Apparently, the Knights Templar were said to have been fans of tunnels in a big way.

There’s not any documented evidence of Knights Templar activity in Abergavenny but there is an effigy of Sir John De Hastings in St. Mary’s Church.

The effigy of Hastings is carved cross-legged and this was once thought to imply that the deceased had served in the Crusades, had taken crusading vows, or more specifically had been a Knight Templar.

Hastings acquired Abergavenny Castle and significantly contributed to the 14th-century rebuilding of the Priory. What better opportunity to build a tunnel network between the two?

Monmouthshire County Council did eventually get to the bottom of the mysterious archway in St. John’s Square.

A spokesperson for the authority said, “Whilst undertaking excavation works to plant trees in St John's Square, our contractor uncovered an underground structure which appeared to be a cellar.

“To make the area safe, the excavated void was filled with soft excavated material. Examination of the historic maps indicated that there was a row of houses and, in particular, a public house at or near this location. These properties were demolished circa 1960.

“It seems most likely that the structure is the cellar of the public house which formerly occupied the site.”

So there we have it. The archway that got everyone gossiping was probably a pub cellar, but the wider mystery of Abergavenny’s network of tunnels rumbles on. All anyone can hope to do is follow the white rabbit and get digging!

Because, as recently as 2021 a network of medieval tunnels was found elsewhere in Monmouthshire when a group of electrical contractors accidentally found an underground network in a local resident’s back garden.

Whilst digging up the ground nearby a fast-flowing stream to install some underground cabling, the team from Western Power Distribution (WPD) accidentally unearthed what was obviously a man-made passage, four feet in height and very mysterious.

Technician Allyn Gore told Wales Online, “Before work began we'd done all the usual checks and nothing had shown up on any of our drawings or records to indicate there was anything unusual about the site.

"But shortly after the excavation began, the digging team made the extraordinary discovery of what they initially thought to be a cave.

Allyn added, "Work stopped immediately and we were called in to decide what course of action we should take next.

"I have previously been involved in other excavations where we've discovered old wells and cellars not shown on any plans, but nothing as exciting and impressive as this."

A man from Cadw was called and the decision was made in the interests of public safety to fill in the passage before any serious archeological investigation could take place.

Allyn explained, “We backfilled the trench and reinstated everything because it could take years before any investigations are concluded."

Did the tunnels have any connection to the nearby Tintern Abbey, or was there some other weird and wonderful reason for their existence? In time we may find out, but then again we may not.

Tintern Abbey
(Perhaps all tunnels lead to Tintern Abbey! Tindle News)

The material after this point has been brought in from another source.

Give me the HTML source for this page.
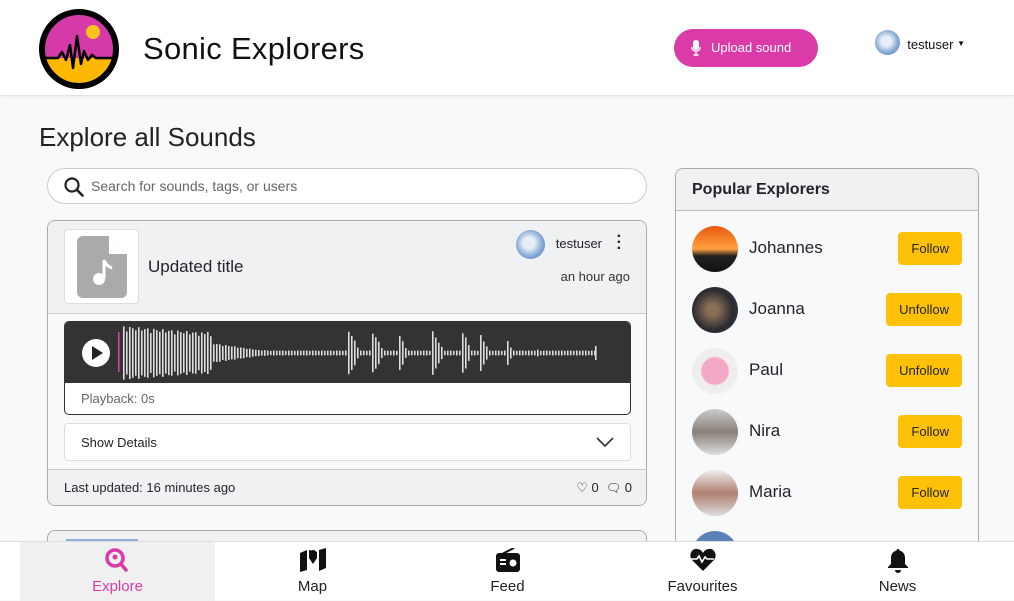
<!DOCTYPE html>
<html><head><meta charset="utf-8"><style>
*{box-sizing:border-box;margin:0;padding:0}
body{width:1014px;height:600px;overflow:hidden;background:#f8f9fa;font-family:"Liberation Sans","DejaVu Sans",sans-serif;color:#212529;position:relative}
.hdr{position:absolute;left:0;top:0;width:1014px;height:96px;background:#fff;border-bottom:1px solid #e3e3e3;box-shadow:0 1px 3px rgba(0,0,0,.06)}
.brand{position:absolute;left:143px;top:31px;font-size:31px;letter-spacing:.3px;color:#111}
.up{position:absolute;left:674px;top:29px;width:144px;height:38px;border-radius:19px;background:#db3ba9;color:#fff;font-size:13px;line-height:38px;padding-left:37px}
.user{position:absolute;left:875px;top:36px;font-size:13px;color:#111}
.av{display:inline-block;border-radius:50%;background:radial-gradient(circle at 45% 45%,#e8eef7 0 25%,#8fb0d8 55%,#3d6fb0 100%);vertical-align:middle}
h1{position:absolute;left:39px;top:122px;font-size:26px;font-weight:normal;color:#222}
.search{position:absolute;left:47px;top:168px;width:600px;height:36px;border:1px solid #ccc;border-radius:18px;background:#fff;font-size:14px;color:#666;line-height:34px;padding-left:43px}
.card{position:absolute;left:47px;top:220px;width:600px;height:286px;border:1px solid #aaa;border-radius:8px;background:#f8f9fa;overflow:hidden}
.ch{height:93px;background:#f0f1f3;border-bottom:1px solid #ccc;position:relative}
.thumb{position:absolute;left:16px;top:8px;width:75px;height:75px;border:1px solid #ddd;border-radius:4px;background:#fff}
.wave{position:absolute;left:16px;top:100px;width:567px;height:94px;border:1px solid #333;border-radius:5px;background:#fff;overflow:hidden}
.wt{height:61px;background:#333;position:relative}
.det{position:absolute;left:16px;top:202px;width:567px;height:38px;border:1px solid #ddd;border-radius:4px;background:#fff;font-size:13px;line-height:37px;padding-left:16px}
.cf{position:absolute;left:0;top:248px;width:600px;height:38px;background:#f0f1f3;border-top:1px solid #ccc;font-size:13px;line-height:36px;padding-left:16px}
.card2{position:absolute;left:47px;top:530px;width:600px;height:30px;border:1px solid #aaa;border-radius:8px;background:#f0f1f3}
.pop{position:absolute;left:675px;top:168px;width:304px;height:400px;border:1px solid #aaa;border-radius:8px;background:#f8f9fa;overflow:hidden}
.ph{height:42px;background:#f0f1f3;border-bottom:1px solid #bbb;font-weight:bold;font-size:16px;line-height:41px;padding-left:16px}
.row{position:absolute;left:16px;height:46px;width:270px}
.row .av2{position:absolute;left:0;top:0;width:46px;height:46px;border-radius:50%}
.row .n{position:absolute;left:57px;top:12px;font-size:17px}
.btn{position:absolute;right:0;top:6px;height:33px;background:#ffc107;border-radius:4px;font-size:13px;line-height:33px;padding:0 13px}
.nav{position:absolute;left:0;top:541px;width:1014px;height:59px;background:#fff;border-top:1px solid #ddd}
.ni{position:absolute;top:0;width:195px;height:59px;text-align:center;font-size:15px;color:#222}
.ni svg{position:absolute;left:85px;top:6px}
.ni span{position:absolute;left:0;right:0;top:36px}
</style></head><body>
<div class="hdr">
<svg style="position:absolute;left:38px;top:8px" width="82" height="82" viewBox="0 0 82 82">
<defs><clipPath id="c"><circle cx="41" cy="41" r="36"/></clipPath></defs>
<g clip-path="url(#c)"><rect width="82" height="50" fill="#d63aa8"/><rect y="50" width="82" height="40" fill="#ffb800"/></g>
<circle cx="41" cy="41" r="37" fill="none" stroke="#000" stroke-width="6"/>
<circle cx="55" cy="24" r="7" fill="#ffc21a"/>
<path d="M5 50 H20 L24 44 L28 52 L32 37 L35 60 L39 28 L43 56 L46 43 L50 52 L54 47 L58 50 H78" fill="none" stroke="#000" stroke-width="2.5" stroke-linejoin="round"/>
</svg>
<div class="brand">Sonic Explorers</div>
<div class="up"><svg style="position:absolute;left:17px;top:11px" width="10" height="16" viewBox="0 0 10 16"><rect x="2" y="0" width="6" height="10" rx="3" fill="#fff"/><path d="M0.8 7a4.2 4.2 0 0 0 8.4 0M5 11.5V15M2.5 15h5" stroke="#fff" stroke-width="1.4" fill="none"/></svg>Upload sound</div>
<div class="user"><span class="av" style="width:25px;height:25px;margin-top:-6px"></span> &nbsp;testuser <span style="font-size:8px;vertical-align:3px">▼</span></div>
</div>
<h1>Explore all Sounds</h1>
<div class="search"><svg style="position:absolute;left:16px;top:8px" width="20" height="20" viewBox="0 0 20 20"><circle cx="8" cy="8" r="6.5" fill="none" stroke="#222" stroke-width="2.2"/><path d="M13 13l5.5 5.5" stroke="#222" stroke-width="2.6" stroke-linecap="round"/></svg>Search for sounds, tags, or users</div>
<div class="card">
<div class="ch">
<div class="thumb"><svg style="position:absolute;left:12px;top:6px" width="50" height="62" viewBox="0 0 50 62"><path d="M6 0H32L50 18V56a6 6 0 0 1-6 6H6a6 6 0 0 1-6-6V6a6 6 0 0 1 6-6z" fill="#aaa"/><path d="M32 0V18H50" fill="#fff"/><path d="M27 24v18" stroke="#fff" stroke-width="3"/><path d="M27 24q2 6 8 8" stroke="#fff" stroke-width="3" fill="none"/><circle cx="22" cy="43" r="6" fill="#fff"/></svg></div>
<div style="position:absolute;left:100px;top:36px;font-size:17px">Updated title</div>
<div style="position:absolute;right:44px;top:9px;font-size:13px"><span class="av" style="width:29px;height:29px"></span>&nbsp;&nbsp; testuser</div>
<div style="position:absolute;right:24px;top:13px;font-size:16px;font-weight:bold;line-height:6px">·<br>·<br>·</div>
<div style="position:absolute;right:16px;top:48px;font-size:13px;color:#333">an hour ago</div>
</div>
<div class="wave"><div class="wt">
<svg width="567" height="61" style="position:absolute;left:0;top:0" id="wv">
<circle cx="31" cy="31" r="14" fill="#fff"/><path d="M27 24v14l11-7z" fill="#222"/>
<rect x="53" y="10" width="1.5" height="40" fill="#e040b0"/>
</svg></div>
<div style="font-size:13px;color:#666;padding:8px 0 0 16px">Playback: 0s</div></div>
<div class="det">Show Details<svg style="position:absolute;right:16px;top:13px" width="18" height="11" viewBox="0 0 18 11"><path d="M1 1l8 8 8-8" stroke="#333" stroke-width="1.6" fill="none"/></svg></div>
<div class="cf">Last updated: 16 minutes ago<span style="position:absolute;right:16px">♡ 0 &nbsp;<span style="font-size:12px">🗨</span> 0</span></div>
</div>
<div class="card2"><div style="position:absolute;left:18px;top:8px;width:72px;height:4px;background:#8fb0d8"></div></div>
<div class="pop"><div class="ph">Popular Explorers</div>
<div class="row" style="top:57px"><div class="av2" style="background:linear-gradient(#e85a10,#ffa040 50%,#222 65%,#111)"></div><div class="n">Johannes</div><div class="btn">Follow</div></div>
<div class="row" style="top:118px"><div class="av2" style="background:radial-gradient(circle at 45% 50%,#8a7058 0 15%,#2a2a30 60%,#3a4a60)"></div><div class="n">Joanna</div><div class="btn">Unfollow</div></div>
<div class="row" style="top:179px"><div class="av2" style="background:radial-gradient(circle,#f4a8c8 0 40%,#eee 45%)"></div><div class="n">Paul</div><div class="btn">Unfollow</div></div>
<div class="row" style="top:240px"><div class="av2" style="background:linear-gradient(#ccc,#8a8078 50%,#ddd)"></div><div class="n">Nira</div><div class="btn">Follow</div></div>
<div class="row" style="top:301px"><div class="av2" style="background:linear-gradient(#eee,#b08070 50%,#ddd)"></div><div class="n">Maria</div><div class="btn">Follow</div></div>
<div class="row" style="top:362px"><div class="av2" style="background:#5b82b8"></div></div>
</div>
<div class="nav">
<div class="ni" style="left:20px;background:#f0f0f0;color:#db3ba9"><svg width="24" height="26" viewBox="0 0 24 26"><circle cx="10" cy="10" r="8" fill="none" stroke="#db3ba9" stroke-width="3.5"/><circle cx="10" cy="9" r="2.5" fill="#db3ba9"/><path d="M16 16l5 6" stroke="#db3ba9" stroke-width="3.5" stroke-linecap="round"/></svg><span>Explore</span></div>
<div class="ni" style="left:215px"><svg width="26" height="24" viewBox="0 0 26 24"><path d="M0 5l7-3v20l-7 2zM19 2l7-2v20l-7 3zM9 2l8 2v6l-4 6-4-6z" fill="#111"/><circle cx="13" cy="6" r="4" fill="#111"/></svg><span>Map</span></div>
<div class="ni" style="left:410px"><svg width="26" height="24" viewBox="0 0 26 24"><path d="M19 0L7 6" stroke="#111" stroke-width="2"/><rect x="1" y="5" width="24" height="19" rx="3" fill="#111"/><rect x="5" y="11" width="6" height="2" fill="#fff"/><rect x="5" y="15" width="6" height="2" fill="#fff"/><circle cx="18" cy="15" r="3.5" fill="#fff"/></svg><span>Feed</span></div>
<div class="ni" style="left:605px"><svg width="26" height="24" viewBox="0 0 26 24"><path d="M13 23L2 12C-2 7 2 0 7 1c3 0 5 2 6 4 1-2 3-4 6-4 5-1 9 6 5 11z" fill="#111"/><path d="M1 11h6l2-3 3 6 3-5 2 2h7" stroke="#fff" stroke-width="1.6" fill="none"/></svg><span>Favourites</span></div>
<div class="ni" style="left:800px"><svg width="26" height="26" viewBox="0 0 26 26"><path d="M13 1c1 0 1.5.5 1.5 1.5C18 3.5 20 6 20 10v6l3 3v1H3v-1l3-3v-6c0-4 2-6.5 5.5-7.5C11.5 1.5 12 1 13 1z" fill="#111"/><path d="M10 22a3 3 0 0 0 6 0z" fill="#111"/></svg><span>News</span></div>
</div>
<script>
var s=document.getElementById('wv'),ns='http://www.w3.org/2000/svg';
function amp(x){var a=2;
if(x<140)a=27-(x-58)*0.08;
else if(x<200)a=Math.max(3,11-(x-140)*0.15);
else a=2.5;
var bursts=[[140,28,10],[283,24,10],[307,22,10],[333,20,8],[367,22,10],[395,26,10],[415,18,8],[440,18,6],[470,5,5],[535,5,5]];
for(var i=0;i<bursts.length;i++){var b=bursts[i];if(x>=b[0]&&x<b[0]+b[2]){a=Math.max(a,b[1]-(x-b[0])*b[1]/b[2]*0.8);}}
return a;}
for(var x=58;x<531;x+=3){var a=amp(x)*(0.8+0.2*Math.abs(Math.sin(x*1.7)));var r=document.createElementNS(ns,'rect');r.setAttribute('x',x);r.setAttribute('y',31-a);r.setAttribute('width',1.6);r.setAttribute('height',2*a);r.setAttribute('fill','#ddd');s.appendChild(r);}
var e=document.createElementNS(ns,'rect');e.setAttribute('x',530);e.setAttribute('y',24);e.setAttribute('width',1.6);e.setAttribute('height',14);e.setAttribute('fill','#ddd');s.appendChild(e);
</script>
</body></html>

Meanwhile, let’s end with one of the most curious underground lairs to ever grace Wales.

During the Second World War, London was suffering repeated bombings from the Luftwaffe and there was a real fear that priceless artefacts and artworks from antiquity were at risk of being lost as the Blitz reduced more and more buildings to rubble and memory.

In a bid to preserve these priceless items, the British Museum transferred many of them to the National Library of Wales in Aberystwyth where architect Charles Holden was given the brief to design a tunnel that could be dug out of a rock outcrop near the main building to house them all in.

From July 18, 1940, to May 23, 1945, the Magna Carta, William Shakespeare manuscripts, Leonardo da Vinci drawings, paintings by Rembrandt, and letters written by the kings and queens of England were just some of the 100 tones of items that the British Museum placed in these curious tunnels.

A scholar named Victor Scholderer was so concerned that the air conditioning might break down and damage their precious trove of treasure he slept in the tunnels with his colleagues.

It’s doubtful that anything so bizarre or intriguing lies in the rumoured network of tunnels beneath Abergavenny, but all that hides in the dark will one day be exposed by the light!